[BEGIN]

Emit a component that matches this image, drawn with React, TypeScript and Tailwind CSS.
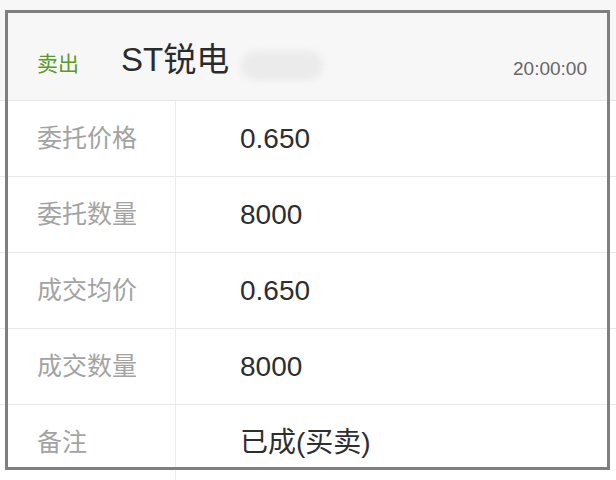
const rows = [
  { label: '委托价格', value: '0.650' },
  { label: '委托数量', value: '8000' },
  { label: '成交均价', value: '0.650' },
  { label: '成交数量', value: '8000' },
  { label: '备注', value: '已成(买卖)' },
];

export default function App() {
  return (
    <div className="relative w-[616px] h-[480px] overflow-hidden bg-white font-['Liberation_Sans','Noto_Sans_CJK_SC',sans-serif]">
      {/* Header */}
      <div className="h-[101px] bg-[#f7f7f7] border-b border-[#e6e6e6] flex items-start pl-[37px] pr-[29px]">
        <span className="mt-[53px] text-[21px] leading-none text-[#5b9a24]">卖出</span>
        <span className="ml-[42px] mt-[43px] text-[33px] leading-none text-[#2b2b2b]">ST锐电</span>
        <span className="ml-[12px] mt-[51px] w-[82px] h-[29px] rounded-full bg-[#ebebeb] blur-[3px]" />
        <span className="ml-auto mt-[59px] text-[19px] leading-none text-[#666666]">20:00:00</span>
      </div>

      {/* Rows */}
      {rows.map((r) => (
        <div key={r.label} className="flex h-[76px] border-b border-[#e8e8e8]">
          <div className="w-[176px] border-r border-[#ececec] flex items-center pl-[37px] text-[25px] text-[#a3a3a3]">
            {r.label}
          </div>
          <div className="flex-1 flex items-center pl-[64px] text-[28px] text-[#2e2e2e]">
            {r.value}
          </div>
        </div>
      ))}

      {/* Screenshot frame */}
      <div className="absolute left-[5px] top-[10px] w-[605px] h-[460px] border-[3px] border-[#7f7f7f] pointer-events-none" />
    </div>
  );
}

[END]

• [DO THIS] Copy out the listing exactly as it stands, but not the pictures.

• [RIGHT ANSWER]
Emit a component that matches this image, drawn with React, TypeScript and Tailwind CSS.
const rows = [
  { label: '委托价格', value: '0.650' },
  { label: '委托数量', value: '8000' },
  { label: '成交均价', value: '0.650' },
  { label: '成交数量', value: '8000' },
  { label: '备注', value: '已成(买卖)' },
];

export default function App() {
  return (
    <div className="relative w-[616px] h-[480px] overflow-hidden bg-white font-['Liberation_Sans','Noto_Sans_CJK_SC',sans-serif]">
      {/* Header */}
      <div className="h-[101px] bg-[#f7f7f7] border-b border-[#e6e6e6] flex items-start pl-[37px] pr-[29px]">
        <span className="mt-[53px] text-[21px] leading-none text-[#5b9a24]">卖出</span>
        <span className="ml-[42px] mt-[43px] text-[33px] leading-none text-[#2b2b2b]">ST锐电</span>
        <span className="ml-[12px] mt-[51px] w-[82px] h-[29px] rounded-full bg-[#ebebeb] blur-[3px]" />
        <span className="ml-auto mt-[59px] text-[19px] leading-none text-[#666666]">20:00:00</span>
      </div>

      {/* Rows */}
      {rows.map((r) => (
        <div key={r.label} className="flex h-[76px] border-b border-[#e8e8e8]">
          <div className="w-[176px] border-r border-[#ececec] flex items-center pl-[37px] text-[25px] text-[#a3a3a3]">
            {r.label}
          </div>
          <div className="flex-1 flex items-center pl-[64px] text-[28px] text-[#2e2e2e]">
            {r.value}
          </div>
        </div>
      ))}

      {/* Screenshot frame */}
      <div className="absolute left-[5px] top-[10px] w-[605px] h-[460px] border-[3px] border-[#7f7f7f] pointer-events-none" />
    </div>
  );
}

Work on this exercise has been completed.